In 2019, Václav Kuna, a seismologist, was perusing recordings from dozens of seismometers at the bottom of the northeast Pacific Ocean, when he kept finding strange noises: one-second chirps, repeating every 30 seconds or so.
This staccato symphony turned out to be the songs of fin whales.
“Because I’m a seismologist, I wasn’t just like, oh, fin whales, that’s cute,” said Dr. Kuna, then a doctoral student at Oregon State University.
Listen to fin whale chirps
He dove deeper into the data and found that these booming cetacean calls were impacting the seafloor. As they did, some of their energy transmitted through the ground as seismic waves, which bounced around the buried rocky expanse before being picked up by those ocean-bottom seismometers.
What Dr. Kuna, now at the Institute of Geophysics of the Czech Academy of Sciences, and John Nabelek of Oregon State would soon discover is that fin whale song can be used to peer into the oceanic crust. Using this biological source of seismicity, they found they could see 8,200 feet below the seafloor, through sediments and the underlying volcanic rock. There would be less need to wait for a tectonic source of seismic waves, or sending a fully crewed, air gun-armed ship into the middle of the ocean to create artificial seismicity and visualize the layer-cake nature of the planet’s underworlds.
“It’s a nice example of how we make use of the data the planet provides for us,” said Jackie Caplan-Auerbach, a seismologist and volcanologist at Western Washington University not involved with the work, which was published Thursday in Science.
Fin whales — 60-ton, 80-foot long, graceful beasts — get their name from the prominent fin on their backs. They are fast swimmers that love to eat krill, schools of tiny fish and squid. And as they swim in groups, they gossip with one another by making booming 189-decibel chirps.
“They’re really loud,” said William Wilcock, a marine geophysicist at the University of Washington who wasn’t involved with the work. “They’re nearly as loud as a big container ship.”
Usually, whale song inconveniences seismologists. Like static on a telephone line, it creates interference that can obfuscate earthquake seismicity, requiring scientists to filter it out.
“For some of us, it’s just been, ‘ugh, these dang whales are in my data,’” Dr. Caplan-Auerbach said. Humpback whales have interrupted her research in the past on Lō‘ihi Seamount, an underwater Hawaiian volcano. “We had tons and tons of whale song, and to me it was just total noise in my data.”
But as this new study shows, this noise can be used to study the planet’s interior. “And that’s awesome,” she said.
“It’s never going to replace air guns,” Dr. Kuna said. Fin whale seismic waves are somewhat weak, which means their imaging of the subsurface is of relatively low resolution. “But it is a complement. And it’s free.”

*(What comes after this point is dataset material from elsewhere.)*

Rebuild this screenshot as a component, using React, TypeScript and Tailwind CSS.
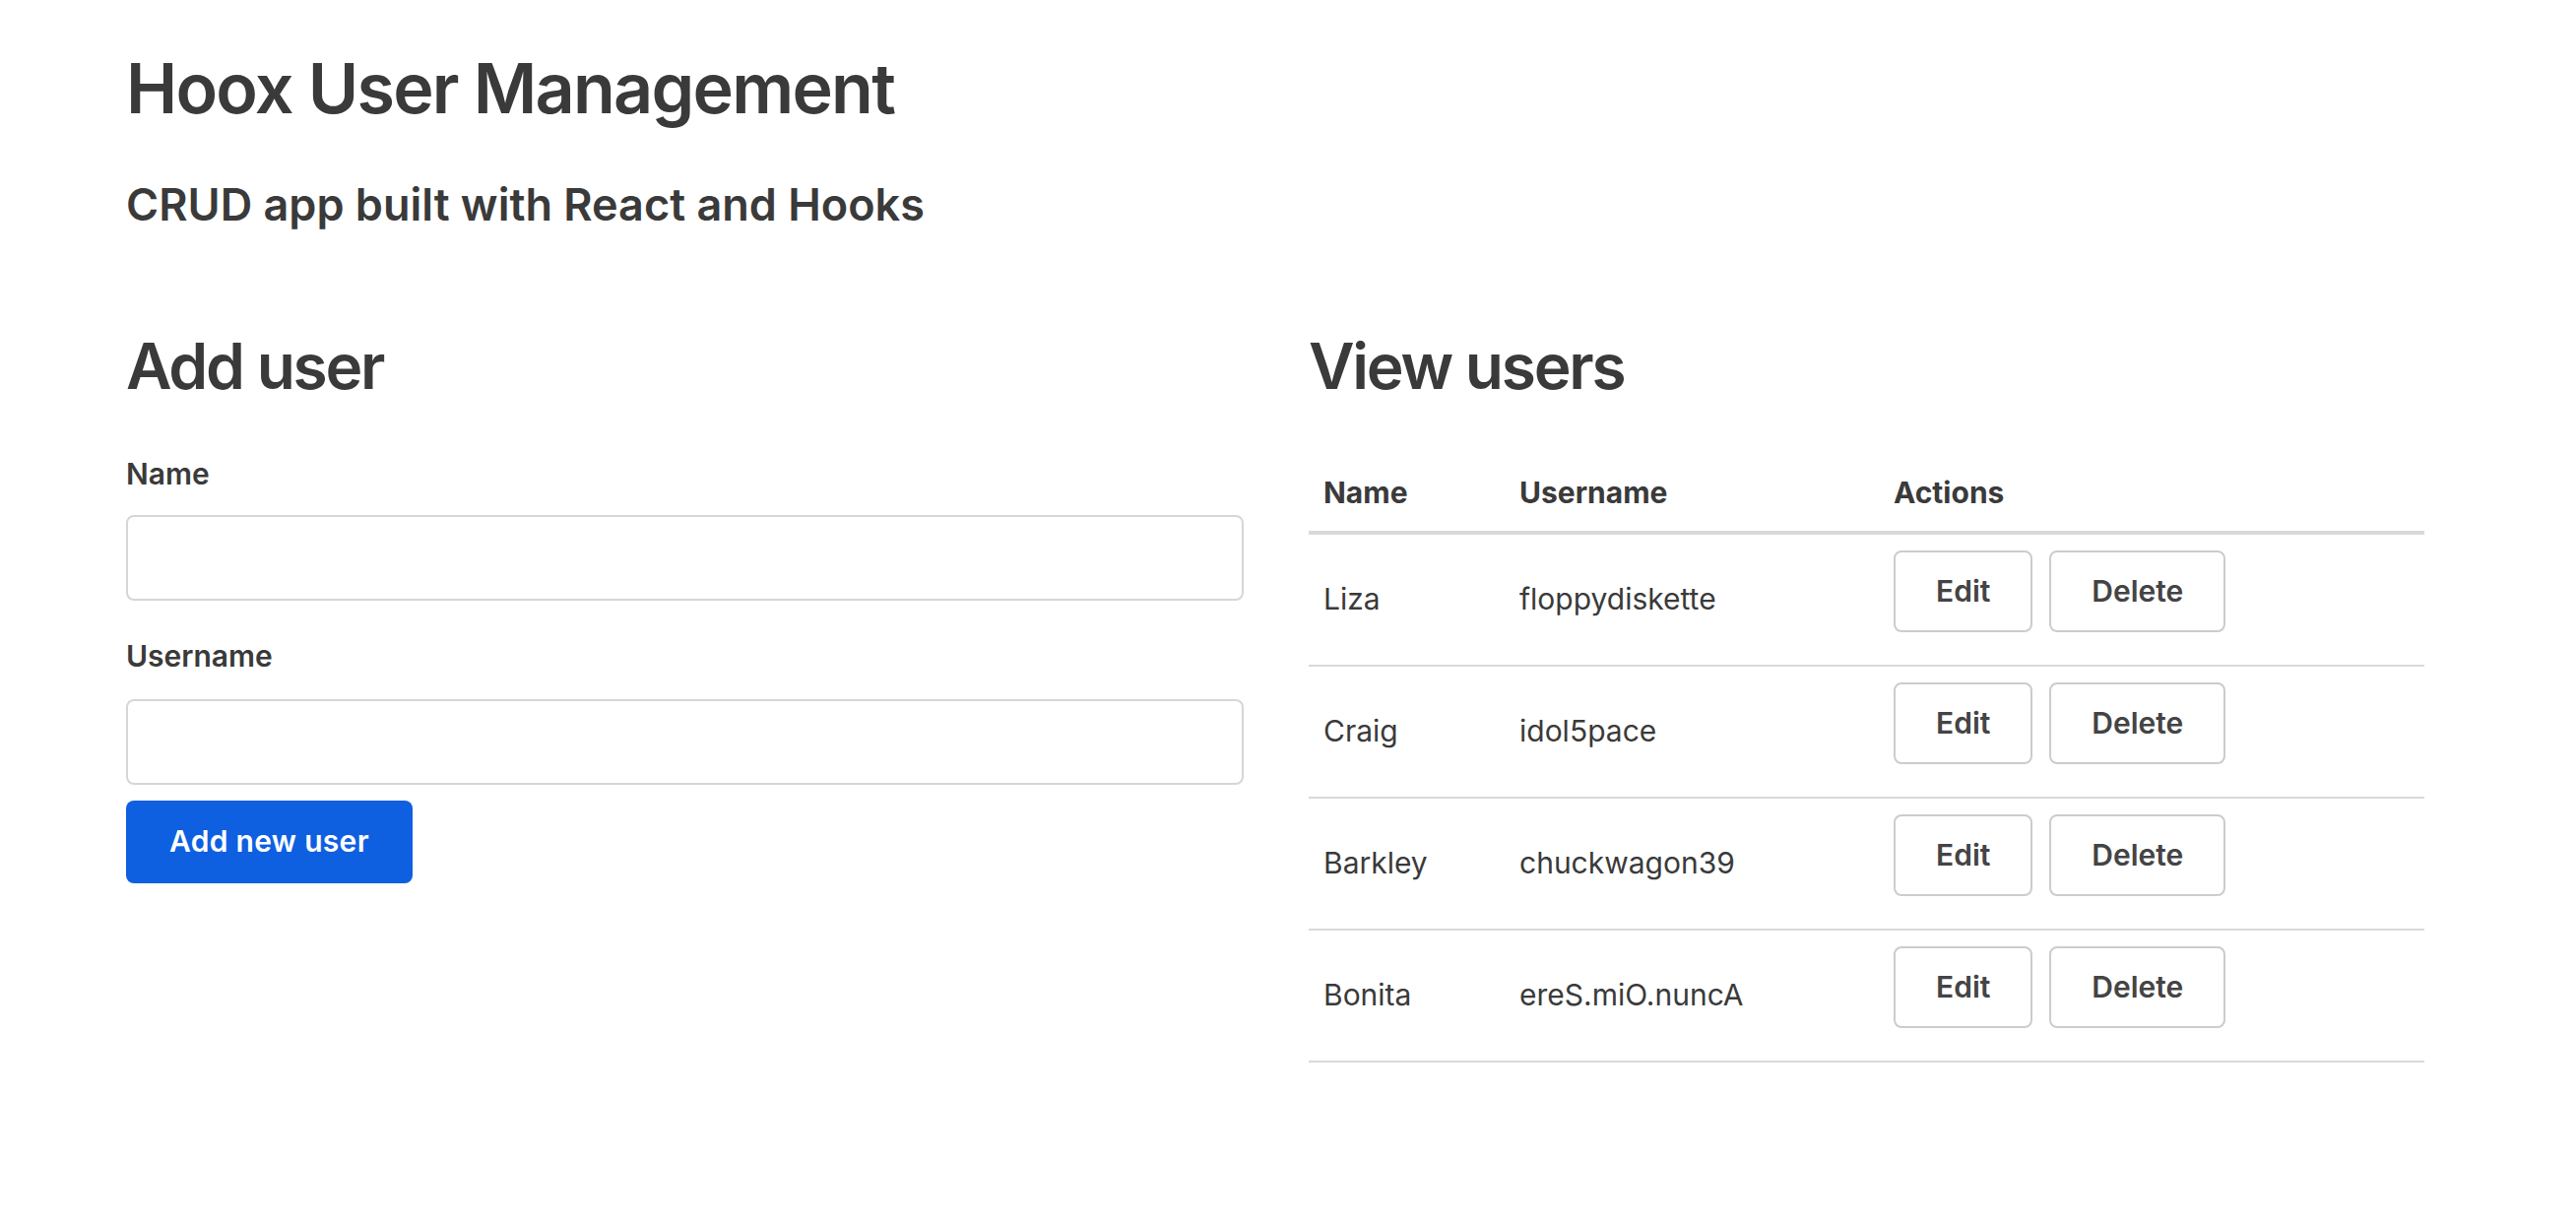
import { useState } from "react";

type User = {
  id: number;
  name: string;
  username: string;
};

const initialUsers: User[] = [
  { id: 1, name: "Liza", username: "floppydiskette" },
  { id: 2, name: "Craig", username: "idol5pace" },
  { id: 3, name: "Barkley", username: "chuckwagon39" },
  { id: 4, name: "Bonita", username: "ereS.miO.nuncA" },
];

export default function App() {
  const [users, setUsers] = useState<User[]>(initialUsers);
  const [name, setName] = useState("");
  const [username, setUsername] = useState("");

  function addUser(e: React.FormEvent) {
    e.preventDefault();
    if (!name || !username) return;
    setUsers([...users, { id: users.length + 1, name, username }]);
    setName("");
    setUsername("");
  }

  function deleteUser(id: number) {
    setUsers(users.filter((u) => u.id !== id));
  }

  return (
    <div className="min-h-[1244px] bg-white text-[#3a3a3a] font-['Inter','Liberation_Sans',sans-serif] pl-[128px] pt-[48px]">
      <h1 className="text-[70px] leading-[1.2] font-semibold tracking-[-0.025em]">Hoox User Management</h1>
      <h2 className="mt-[49px] text-[45px] leading-[1.2] font-semibold">
        CRUD app built with React and Hooks
      </h2>

      <div className="mt-[99px] grid grid-cols-[1135px_1133px] gap-x-[66px]">
        {/* Add user */}
        <div className="flex flex-col">
          <h2 className="text-[64px] leading-[1.2] font-semibold tracking-[-0.035em]">Add user</h2>
          <form onSubmit={addUser} className="flex flex-col">
            <label className="mt-[52px] text-[30px] leading-[36px] font-semibold">Name</label>
            <input
              className="mt-[24px] h-[87px] w-full rounded-[8px] border-2 border-[#d6d6d6] px-5 text-[30px] outline-none"
              value={name}
              onChange={(e) => setName(e.target.value)}
            />
            <label className="mt-[38px] text-[30px] leading-[36px] font-semibold">Username</label>
            <input
              className="mt-[26px] h-[87px] w-full rounded-[8px] border-2 border-[#d6d6d6] px-5 text-[30px] outline-none"
              value={username}
              onChange={(e) => setUsername(e.target.value)}
            />
            <div className="mt-[16px]">
              <button
                type="submit"
                className="h-[84px] rounded-[8px] bg-[#0f5fe1] px-[44px] text-[30px] font-semibold text-white tracking-[0.01em]"
              >
                Add new user
              </button>
            </div>
          </form>
        </div>

        {/* View users */}
        <div className="flex flex-col">
          <h2 className="text-[64px] leading-[1.2] font-semibold tracking-[-0.035em]">View users</h2>
          <table className="mt-[50px] w-[1133px] table-fixed border-collapse text-left">
            <colgroup>
              <col className="w-[199px]" />
              <col className="w-[380px]" />
              <col className="w-[554px]" />
            </colgroup>
            <thead>
              <tr className="border-b-4 border-[#d9d9d9]">
                <th className="px-[15px] py-[21px] text-[30px] leading-[36px] font-bold">Name</th>
                <th className="px-[15px] py-[21px] text-[30px] leading-[36px] font-bold">Username</th>
                <th className="px-[15px] py-[21px] text-[30px] leading-[36px] font-bold">Actions</th>
              </tr>
            </thead>
            <tbody>
              {users.map((user) => (
                <tr key={user.id} className="border-b-2 border-[#d9d9d9]">
                  <td className="px-[15px] pt-[16px] pb-[17px] align-middle text-[30px] leading-[36px]">{user.name}</td>
                  <td className="px-[15px] pt-[16px] pb-[17px] align-middle text-[30px] leading-[36px]">{user.username}</td>
                  <td className="px-[15px] pt-[16px] pb-[17px] align-middle">
                    <div className="mb-[16px] flex gap-[17px]">
                      <button className="h-[83px] rounded-[8px] border-2 border-[#cccccc] bg-white px-[41px] text-[30px] font-semibold text-[#444444]">
                        Edit
                      </button>
                      <button
                        className="h-[83px] rounded-[8px] border-2 border-[#cccccc] bg-white px-[41px] text-[30px] font-semibold text-[#444444]"
                        onClick={() => deleteUser(user.id)}
                      >
                        Delete
                      </button>
                    </div>
                  </td>
                </tr>
              ))}
            </tbody>
          </table>
        </div>
      </div>
    </div>
  );
}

Although seismologists are careful to avoid marine life, a recent report detailed just how noisy the oceans have become in recent years as a result of human activity. Finding more ways to use fin whale seismology could mean adding less to the cacophony. “It’s win-win,” Dr. Kuna said.
For this study, the researchers had to determine the location of the fin whales, a bit like searching for the epicenter of an earthquake. They looked at the arrival times of both the whale chirps’ sound waves heading directly to the seismometer and the sound waves ricocheting between the sea surface and the seafloor. The time difference revealed the whale’s distance. Making some reasonable assumptions about the fin whale’s typical swimming depth, they could trace their journeys through the ocean.
This paper may be about the seismological benefits of fin whales, but this method may prove useful to marine ecologists, Dr. Wilcock said. In recent years, seismometers on land have been trying to track elephants and estimate their populations. The same principle could apply to fin whales, animals engendered by climate change, habitat loss and the grim legacy of commercial whaling. And like those elephant-eavesdropping seismometers, machine learning may one day listen for signature fin whale songs and autonomously detect different pods of fin whales, or individuals within those groups.
“We can use the tools of biology to study seismology,” Dr. Caplan-Auerbach said. “And we can use the tools of seismology to study biology.”